Teams have discovered an astonishing five different helium leaks so far, each representing yet another thorn in the spacecraft's already cursed development. The gas is "used in spacecraft thruster systems to allow the thrusters to fire" while navigating through space, according to Boeing.

NASA is giving Boeing another four days, extending Wilmore and Williams' mission onboard the ISS from June 14 to no earlier than June 18, though it's unclear whether the leaks are to blame for the delay. Boeing is still "assessing what impacts, if any, five small leaks in the service module helium manifolds would have on the remainder of the mission," according to an update.

Boeing has been through hell and back in its attempts to get its first crewed test flight off the ground, including countless delays, scrubs, technical screwups, and an unsuccessful uncrewed test flight back in 2019.

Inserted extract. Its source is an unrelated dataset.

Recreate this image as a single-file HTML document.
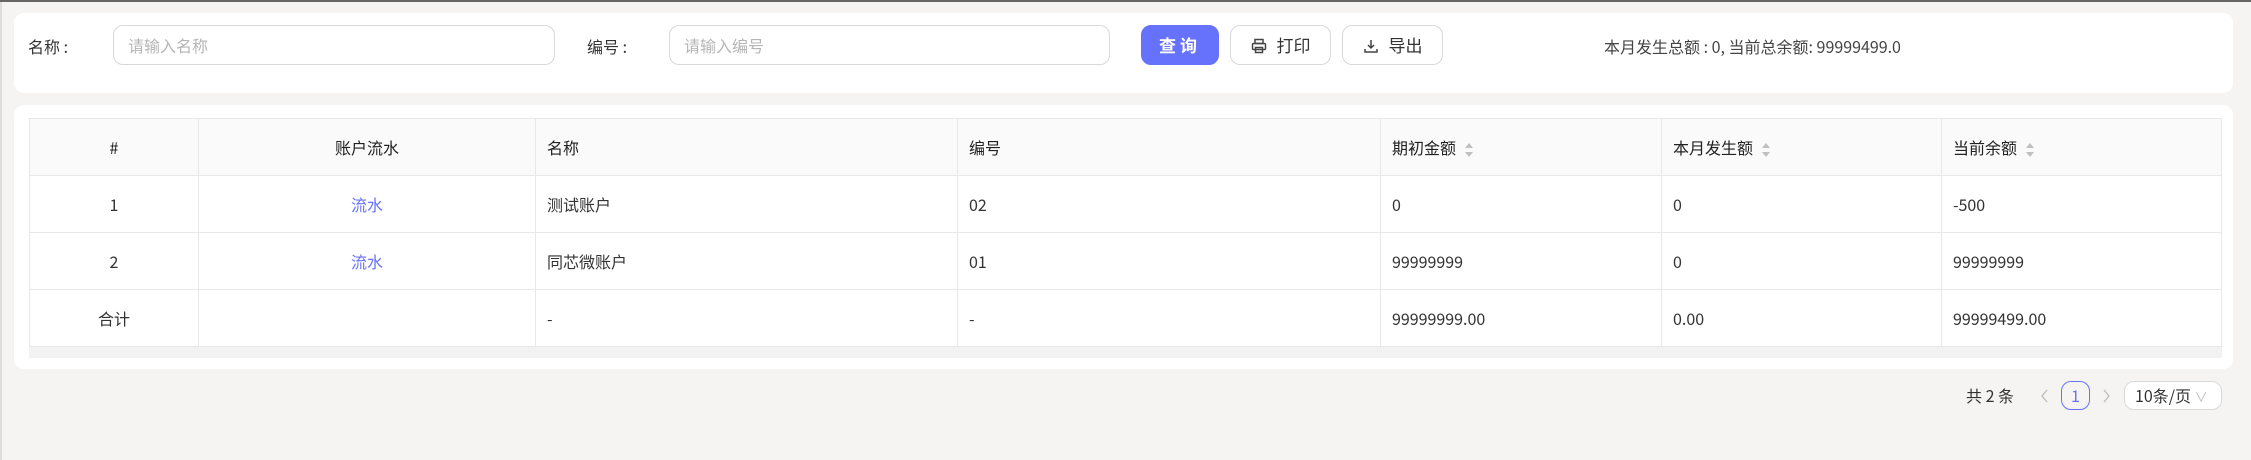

Where that leaves Starliner's future viability for providing NASA with a reliable way to get astronauts to the space station remains to be seen. While it has managed to dock with the ISS, its mission isn't over until Wilmore and Williams are safely back on the ground.

Hole Story

Last month, officials discovered the first helium leak, which was later underplayed by officials and determined not to be severe enough to delay its journey to the ISS.

On its way up, the capsule sprang even more helium leaks. Even docking procedures didn't initially go as planned, with Boeing calling off its first attempt due to reaction-control thrusters malfunctioning.

There's a lot we still don't know about Starliner's current status. Fortunately, engineers have determined that the capsule will have plenty of helium for its return mission, roughly ten times as much as it needs to maneuver through the near vacuum of space.

"While Starliner is docked, all the manifolds are closed per normal mission operations preventing helium loss from the tanks," Boeing explained in its update.

Meanwhile, NASA is making the most out of the situation.

"The additional time in orbit will allow the crew to perform a spacewalk on Thursday, June 13, while engineers complete Starliner systems checkouts," ISS officials tweeted, referring to two different space station crew members. ________________________________

I'd make Boeing jokes if it weren't for the fact that people could die

NASA is considering keeping the two astronauts who flew Boeing's capsule to the International Space Station there until February as a result of issues the spaceship encountered midflight. The agency said Wednesday that it is still evaluating options for how to bring NASA astronauts Butch Wilmore and Suni Williams back to Earth safely, and that no plan has been made yet. But officials acknowledged more openly than before that they may decide to use a SpaceX capsule instead. “Our prime option is to return Butch and Suni on Starliner,” Steve Stich, manager of NASA’s Commercial Crew Program, said Wednesday in a news briefing. “However, we have done the requisite planning to make sure we have other options open, and so we have been working with SpaceX to ensure that they’re ready to respond.” Wilmore and Williams arrived at the space station on June 6 on the first crewed test flight of Boeing’s Starliner capsule. The initial plan called for them to stay in space for about a week. But problems with five of Starliner’s thrusters and helium leaking from the capsule’s propulsion system have stranded the astronauts there for more than two months as engineers on the ground gather data about the issues and attempt to troubleshoot. The mission was designed to be the final step before the agency could certify Boeing to conduct routine crewed flights to and from the ISS. The fate of that process is now up in the air.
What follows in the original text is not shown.